Given request: Exactly as written, retype the listing below, omitting the pictures.

Dataset extract:
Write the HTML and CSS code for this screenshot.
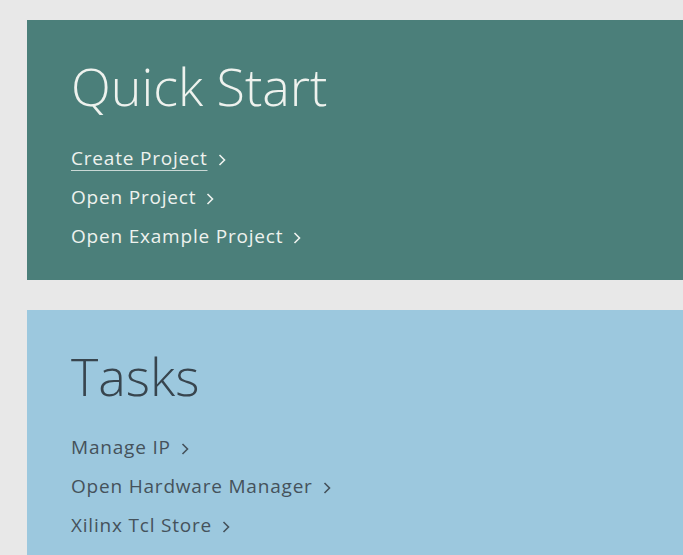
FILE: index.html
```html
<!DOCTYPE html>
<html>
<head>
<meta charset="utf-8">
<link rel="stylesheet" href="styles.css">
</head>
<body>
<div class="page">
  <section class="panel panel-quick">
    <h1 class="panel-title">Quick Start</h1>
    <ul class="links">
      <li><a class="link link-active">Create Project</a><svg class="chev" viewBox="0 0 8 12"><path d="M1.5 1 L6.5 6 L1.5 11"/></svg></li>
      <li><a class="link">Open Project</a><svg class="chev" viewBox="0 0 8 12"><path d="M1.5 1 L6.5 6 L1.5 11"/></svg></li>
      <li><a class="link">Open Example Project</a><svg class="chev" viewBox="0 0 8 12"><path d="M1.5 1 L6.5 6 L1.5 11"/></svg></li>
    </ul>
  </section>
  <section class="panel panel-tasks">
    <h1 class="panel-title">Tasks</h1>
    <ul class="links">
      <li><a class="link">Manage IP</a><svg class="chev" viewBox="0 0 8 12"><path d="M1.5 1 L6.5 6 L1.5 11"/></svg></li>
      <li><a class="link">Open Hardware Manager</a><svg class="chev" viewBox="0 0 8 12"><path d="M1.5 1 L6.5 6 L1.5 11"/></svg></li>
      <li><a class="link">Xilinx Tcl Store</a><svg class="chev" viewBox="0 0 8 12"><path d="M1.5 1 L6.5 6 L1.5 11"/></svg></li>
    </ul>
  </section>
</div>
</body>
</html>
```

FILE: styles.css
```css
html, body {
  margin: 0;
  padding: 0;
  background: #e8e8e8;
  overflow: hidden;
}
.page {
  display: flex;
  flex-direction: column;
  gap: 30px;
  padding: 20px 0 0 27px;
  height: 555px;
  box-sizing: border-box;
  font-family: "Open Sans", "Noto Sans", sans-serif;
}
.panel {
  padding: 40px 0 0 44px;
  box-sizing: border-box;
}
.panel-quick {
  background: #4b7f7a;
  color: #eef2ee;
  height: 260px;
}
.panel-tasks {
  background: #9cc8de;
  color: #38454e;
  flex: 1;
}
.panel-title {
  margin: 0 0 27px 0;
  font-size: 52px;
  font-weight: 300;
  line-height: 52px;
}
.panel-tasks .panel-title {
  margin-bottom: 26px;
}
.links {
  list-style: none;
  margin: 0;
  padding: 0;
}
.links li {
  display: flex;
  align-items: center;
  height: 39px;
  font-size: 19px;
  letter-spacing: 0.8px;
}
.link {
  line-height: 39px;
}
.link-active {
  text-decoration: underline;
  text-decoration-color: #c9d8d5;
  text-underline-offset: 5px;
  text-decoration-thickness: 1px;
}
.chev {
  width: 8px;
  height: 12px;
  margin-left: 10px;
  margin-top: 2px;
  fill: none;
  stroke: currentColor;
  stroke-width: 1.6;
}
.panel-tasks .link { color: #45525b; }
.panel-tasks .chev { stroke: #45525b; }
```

Result for this exercise:
Write the HTML and CSS code for this screenshot.
FILE: index.html
```html
<!DOCTYPE html>
<html>
<head>
<meta charset="utf-8">
<link rel="stylesheet" href="styles.css">
</head>
<body>
<div class="page">
  <section class="panel panel-quick">
    <h1 class="panel-title">Quick Start</h1>
    <ul class="links">
      <li><a class="link link-active">Create Project</a><svg class="chev" viewBox="0 0 8 12"><path d="M1.5 1 L6.5 6 L1.5 11"/></svg></li>
      <li><a class="link">Open Project</a><svg class="chev" viewBox="0 0 8 12"><path d="M1.5 1 L6.5 6 L1.5 11"/></svg></li>
      <li><a class="link">Open Example Project</a><svg class="chev" viewBox="0 0 8 12"><path d="M1.5 1 L6.5 6 L1.5 11"/></svg></li>
    </ul>
  </section>
  <section class="panel panel-tasks">
    <h1 class="panel-title">Tasks</h1>
    <ul class="links">
      <li><a class="link">Manage IP</a><svg class="chev" viewBox="0 0 8 12"><path d="M1.5 1 L6.5 6 L1.5 11"/></svg></li>
      <li><a class="link">Open Hardware Manager</a><svg class="chev" viewBox="0 0 8 12"><path d="M1.5 1 L6.5 6 L1.5 11"/></svg></li>
      <li><a class="link">Xilinx Tcl Store</a><svg class="chev" viewBox="0 0 8 12"><path d="M1.5 1 L6.5 6 L1.5 11"/></svg></li>
    </ul>
  </section>
</div>
</body>
</html>
```

FILE: styles.css
```css
html, body {
  margin: 0;
  padding: 0;
  background: #e8e8e8;
  overflow: hidden;
}
.page {
  display: flex;
  flex-direction: column;
  gap: 30px;
  padding: 20px 0 0 27px;
  height: 555px;
  box-sizing: border-box;
  font-family: "Open Sans", "Noto Sans", sans-serif;
}
.panel {
  padding: 40px 0 0 44px;
  box-sizing: border-box;
}
.panel-quick {
  background: #4b7f7a;
  color: #eef2ee;
  height: 260px;
}
.panel-tasks {
  background: #9cc8de;
  color: #38454e;
  flex: 1;
}
.panel-title {
  margin: 0 0 27px 0;
  font-size: 52px;
  font-weight: 300;
  line-height: 52px;
}
.panel-tasks .panel-title {
  margin-bottom: 26px;
}
.links {
  list-style: none;
  margin: 0;
  padding: 0;
}
.links li {
  display: flex;
  align-items: center;
  height: 39px;
  font-size: 19px;
  letter-spacing: 0.8px;
}
.link {
  line-height: 39px;
}
.link-active {
  text-decoration: underline;
  text-decoration-color: #c9d8d5;
  text-underline-offset: 5px;
  text-decoration-thickness: 1px;
}
.chev {
  width: 8px;
  height: 12px;
  margin-left: 10px;
  margin-top: 2px;
  fill: none;
  stroke: currentColor;
  stroke-width: 1.6;
}
.panel-tasks .link { color: #45525b; }
.panel-tasks .chev { stroke: #45525b; }
```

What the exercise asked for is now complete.